- YOUR INSTRUCTIONS -
Report the count of lines containing the word "Tailwind" in the entries below, and nothing more.

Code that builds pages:
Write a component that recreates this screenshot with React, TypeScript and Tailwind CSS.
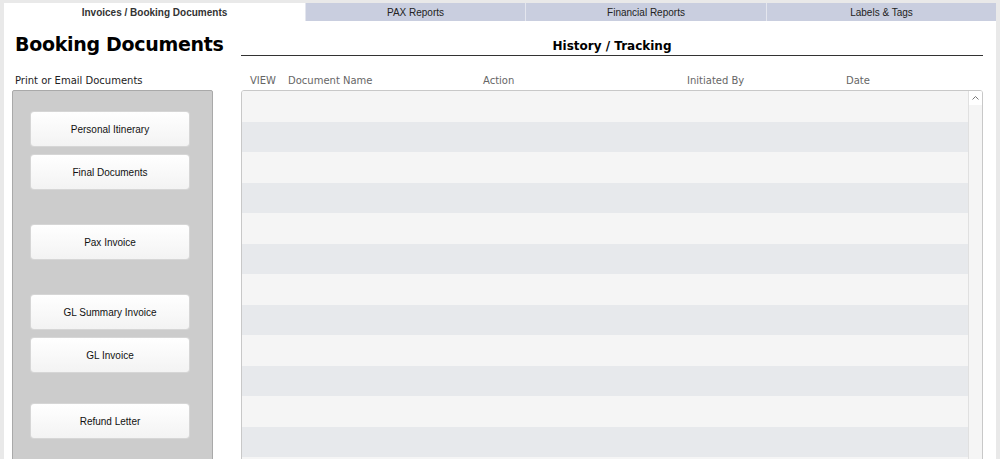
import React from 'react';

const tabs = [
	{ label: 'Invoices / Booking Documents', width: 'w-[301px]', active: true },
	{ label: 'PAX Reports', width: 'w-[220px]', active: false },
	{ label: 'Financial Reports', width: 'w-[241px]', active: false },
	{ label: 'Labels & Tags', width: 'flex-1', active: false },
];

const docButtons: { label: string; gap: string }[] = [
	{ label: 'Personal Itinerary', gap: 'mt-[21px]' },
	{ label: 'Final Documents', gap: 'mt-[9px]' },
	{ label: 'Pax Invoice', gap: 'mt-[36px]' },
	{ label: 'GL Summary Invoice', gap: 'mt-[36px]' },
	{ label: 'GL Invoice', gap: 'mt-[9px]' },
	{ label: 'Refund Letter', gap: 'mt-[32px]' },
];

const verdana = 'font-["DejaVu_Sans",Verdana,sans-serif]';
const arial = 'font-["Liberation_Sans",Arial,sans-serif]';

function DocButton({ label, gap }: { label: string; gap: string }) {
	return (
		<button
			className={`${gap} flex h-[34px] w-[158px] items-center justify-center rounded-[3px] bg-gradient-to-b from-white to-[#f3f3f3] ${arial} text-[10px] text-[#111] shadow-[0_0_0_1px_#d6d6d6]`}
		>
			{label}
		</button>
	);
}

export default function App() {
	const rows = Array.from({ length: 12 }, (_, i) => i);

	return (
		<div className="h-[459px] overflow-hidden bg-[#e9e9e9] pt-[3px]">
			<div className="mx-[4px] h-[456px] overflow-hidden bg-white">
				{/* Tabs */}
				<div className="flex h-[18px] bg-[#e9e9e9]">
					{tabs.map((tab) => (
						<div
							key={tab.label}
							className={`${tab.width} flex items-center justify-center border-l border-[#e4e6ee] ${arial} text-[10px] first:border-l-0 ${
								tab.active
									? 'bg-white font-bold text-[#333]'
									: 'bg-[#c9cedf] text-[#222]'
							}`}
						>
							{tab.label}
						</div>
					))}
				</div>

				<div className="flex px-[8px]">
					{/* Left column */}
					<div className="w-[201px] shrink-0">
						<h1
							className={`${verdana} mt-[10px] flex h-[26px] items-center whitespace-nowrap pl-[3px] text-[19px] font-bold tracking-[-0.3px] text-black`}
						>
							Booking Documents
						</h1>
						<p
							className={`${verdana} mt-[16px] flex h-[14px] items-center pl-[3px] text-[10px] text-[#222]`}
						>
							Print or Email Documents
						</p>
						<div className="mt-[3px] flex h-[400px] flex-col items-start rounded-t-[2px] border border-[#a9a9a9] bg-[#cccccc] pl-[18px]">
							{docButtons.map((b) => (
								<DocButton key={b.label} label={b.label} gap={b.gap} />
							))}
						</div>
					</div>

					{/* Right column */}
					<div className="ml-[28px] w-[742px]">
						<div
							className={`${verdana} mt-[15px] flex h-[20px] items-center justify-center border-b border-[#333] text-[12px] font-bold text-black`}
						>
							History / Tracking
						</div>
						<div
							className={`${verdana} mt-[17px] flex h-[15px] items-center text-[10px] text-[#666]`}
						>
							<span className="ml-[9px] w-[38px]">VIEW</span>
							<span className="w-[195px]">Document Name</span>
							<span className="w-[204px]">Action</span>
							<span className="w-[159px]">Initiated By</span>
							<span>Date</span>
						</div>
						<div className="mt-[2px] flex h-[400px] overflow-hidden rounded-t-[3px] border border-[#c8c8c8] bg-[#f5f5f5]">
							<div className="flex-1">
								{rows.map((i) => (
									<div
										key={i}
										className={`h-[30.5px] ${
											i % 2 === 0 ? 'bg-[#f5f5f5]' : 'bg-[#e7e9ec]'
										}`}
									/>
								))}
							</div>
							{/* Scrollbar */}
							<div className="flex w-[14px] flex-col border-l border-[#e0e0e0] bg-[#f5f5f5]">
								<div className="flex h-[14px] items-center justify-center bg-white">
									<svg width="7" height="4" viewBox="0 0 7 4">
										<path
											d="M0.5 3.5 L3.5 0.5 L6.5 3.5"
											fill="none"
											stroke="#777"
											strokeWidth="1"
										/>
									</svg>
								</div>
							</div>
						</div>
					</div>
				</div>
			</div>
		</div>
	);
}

...

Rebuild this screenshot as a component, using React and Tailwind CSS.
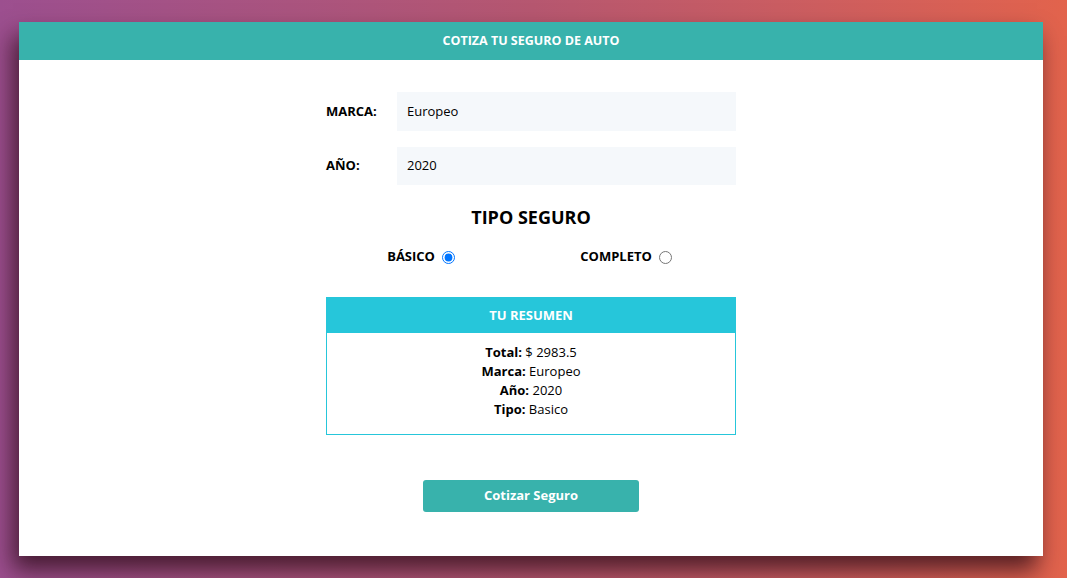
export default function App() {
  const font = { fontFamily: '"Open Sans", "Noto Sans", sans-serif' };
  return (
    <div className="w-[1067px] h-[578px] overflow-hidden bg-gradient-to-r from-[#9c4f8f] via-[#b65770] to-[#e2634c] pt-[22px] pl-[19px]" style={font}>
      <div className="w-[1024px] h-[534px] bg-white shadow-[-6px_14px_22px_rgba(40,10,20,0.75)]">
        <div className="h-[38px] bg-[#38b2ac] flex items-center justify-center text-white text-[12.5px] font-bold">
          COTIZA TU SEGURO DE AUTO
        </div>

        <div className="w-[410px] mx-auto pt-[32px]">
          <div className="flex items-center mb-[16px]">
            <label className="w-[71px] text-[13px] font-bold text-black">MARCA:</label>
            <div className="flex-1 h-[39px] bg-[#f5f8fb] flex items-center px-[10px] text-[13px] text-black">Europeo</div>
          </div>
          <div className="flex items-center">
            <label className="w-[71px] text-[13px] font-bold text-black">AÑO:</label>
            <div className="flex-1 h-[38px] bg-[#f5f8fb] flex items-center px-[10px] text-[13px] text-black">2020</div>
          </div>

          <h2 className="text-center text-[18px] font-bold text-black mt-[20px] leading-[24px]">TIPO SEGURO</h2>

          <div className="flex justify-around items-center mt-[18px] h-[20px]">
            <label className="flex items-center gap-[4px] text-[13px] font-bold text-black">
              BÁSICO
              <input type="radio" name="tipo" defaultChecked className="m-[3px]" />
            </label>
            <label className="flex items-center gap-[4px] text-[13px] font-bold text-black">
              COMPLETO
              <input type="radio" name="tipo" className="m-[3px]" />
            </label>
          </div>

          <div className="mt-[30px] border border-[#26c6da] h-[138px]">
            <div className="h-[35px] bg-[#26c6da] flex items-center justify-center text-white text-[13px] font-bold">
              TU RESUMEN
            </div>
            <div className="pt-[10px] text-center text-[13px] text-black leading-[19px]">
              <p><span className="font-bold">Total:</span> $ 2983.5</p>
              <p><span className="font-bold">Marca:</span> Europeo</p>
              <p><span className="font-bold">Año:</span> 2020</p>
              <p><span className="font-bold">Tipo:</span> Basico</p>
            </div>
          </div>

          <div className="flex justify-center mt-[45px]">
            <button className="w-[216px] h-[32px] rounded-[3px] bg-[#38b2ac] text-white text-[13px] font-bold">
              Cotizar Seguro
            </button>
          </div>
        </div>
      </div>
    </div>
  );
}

--

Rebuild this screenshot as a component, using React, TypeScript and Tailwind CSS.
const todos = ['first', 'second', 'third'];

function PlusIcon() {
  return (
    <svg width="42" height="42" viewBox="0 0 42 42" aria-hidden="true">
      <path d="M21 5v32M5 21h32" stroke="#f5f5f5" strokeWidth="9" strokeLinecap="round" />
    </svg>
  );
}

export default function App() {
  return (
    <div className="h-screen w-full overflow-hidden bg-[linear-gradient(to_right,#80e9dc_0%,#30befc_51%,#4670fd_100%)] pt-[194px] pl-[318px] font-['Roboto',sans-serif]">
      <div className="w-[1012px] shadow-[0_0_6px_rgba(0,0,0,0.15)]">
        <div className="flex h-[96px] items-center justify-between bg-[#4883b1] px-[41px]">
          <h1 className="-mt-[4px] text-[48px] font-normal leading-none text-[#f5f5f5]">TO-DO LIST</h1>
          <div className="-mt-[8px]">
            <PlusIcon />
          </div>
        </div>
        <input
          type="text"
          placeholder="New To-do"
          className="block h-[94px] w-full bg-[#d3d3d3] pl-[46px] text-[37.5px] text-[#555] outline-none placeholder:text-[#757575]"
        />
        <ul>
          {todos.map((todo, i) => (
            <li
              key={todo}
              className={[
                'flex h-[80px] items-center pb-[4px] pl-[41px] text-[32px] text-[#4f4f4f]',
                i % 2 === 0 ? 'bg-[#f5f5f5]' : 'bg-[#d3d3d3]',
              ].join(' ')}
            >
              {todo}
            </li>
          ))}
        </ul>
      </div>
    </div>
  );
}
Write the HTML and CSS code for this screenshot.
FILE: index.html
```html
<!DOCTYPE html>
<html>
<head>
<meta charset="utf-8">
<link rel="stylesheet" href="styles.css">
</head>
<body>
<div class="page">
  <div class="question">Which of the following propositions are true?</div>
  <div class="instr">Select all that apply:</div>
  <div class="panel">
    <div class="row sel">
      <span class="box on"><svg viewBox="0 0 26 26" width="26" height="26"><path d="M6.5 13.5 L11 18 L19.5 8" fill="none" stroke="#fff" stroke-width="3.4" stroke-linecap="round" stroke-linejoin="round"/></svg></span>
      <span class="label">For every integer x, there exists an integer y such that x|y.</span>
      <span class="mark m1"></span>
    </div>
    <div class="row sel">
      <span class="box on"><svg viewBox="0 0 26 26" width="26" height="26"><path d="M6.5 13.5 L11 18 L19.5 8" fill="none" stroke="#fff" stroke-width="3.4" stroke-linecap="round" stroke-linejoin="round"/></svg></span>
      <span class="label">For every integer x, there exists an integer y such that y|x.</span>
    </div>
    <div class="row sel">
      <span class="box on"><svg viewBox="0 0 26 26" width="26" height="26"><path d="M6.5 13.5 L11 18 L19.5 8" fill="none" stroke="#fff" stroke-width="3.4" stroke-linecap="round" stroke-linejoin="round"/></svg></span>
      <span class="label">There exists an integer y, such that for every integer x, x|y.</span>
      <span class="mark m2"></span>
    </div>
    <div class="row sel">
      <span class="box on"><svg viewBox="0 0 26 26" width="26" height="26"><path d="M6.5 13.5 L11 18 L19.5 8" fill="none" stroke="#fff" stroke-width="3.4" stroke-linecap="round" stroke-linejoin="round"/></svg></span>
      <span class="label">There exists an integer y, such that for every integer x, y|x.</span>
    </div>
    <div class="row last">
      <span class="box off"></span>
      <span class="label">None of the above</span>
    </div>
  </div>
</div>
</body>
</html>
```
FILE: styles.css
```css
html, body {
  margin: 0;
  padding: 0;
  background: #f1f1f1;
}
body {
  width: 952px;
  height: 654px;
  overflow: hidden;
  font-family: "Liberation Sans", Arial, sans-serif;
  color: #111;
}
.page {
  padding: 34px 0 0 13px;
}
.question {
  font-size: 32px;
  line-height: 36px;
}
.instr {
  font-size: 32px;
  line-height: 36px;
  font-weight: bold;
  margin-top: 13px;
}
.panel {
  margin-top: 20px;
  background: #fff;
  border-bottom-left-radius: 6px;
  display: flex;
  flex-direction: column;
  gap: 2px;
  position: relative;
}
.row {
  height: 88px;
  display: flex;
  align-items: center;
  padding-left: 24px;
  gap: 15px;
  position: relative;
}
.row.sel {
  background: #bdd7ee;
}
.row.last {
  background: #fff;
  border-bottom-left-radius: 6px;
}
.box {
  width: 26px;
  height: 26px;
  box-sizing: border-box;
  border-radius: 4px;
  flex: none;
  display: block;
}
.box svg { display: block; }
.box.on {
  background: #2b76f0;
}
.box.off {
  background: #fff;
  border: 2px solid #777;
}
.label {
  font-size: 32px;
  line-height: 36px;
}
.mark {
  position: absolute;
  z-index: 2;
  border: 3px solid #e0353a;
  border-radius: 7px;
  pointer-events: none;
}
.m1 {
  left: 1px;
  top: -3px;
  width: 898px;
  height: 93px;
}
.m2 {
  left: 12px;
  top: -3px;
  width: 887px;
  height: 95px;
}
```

- WRITTEN ANSWER -
3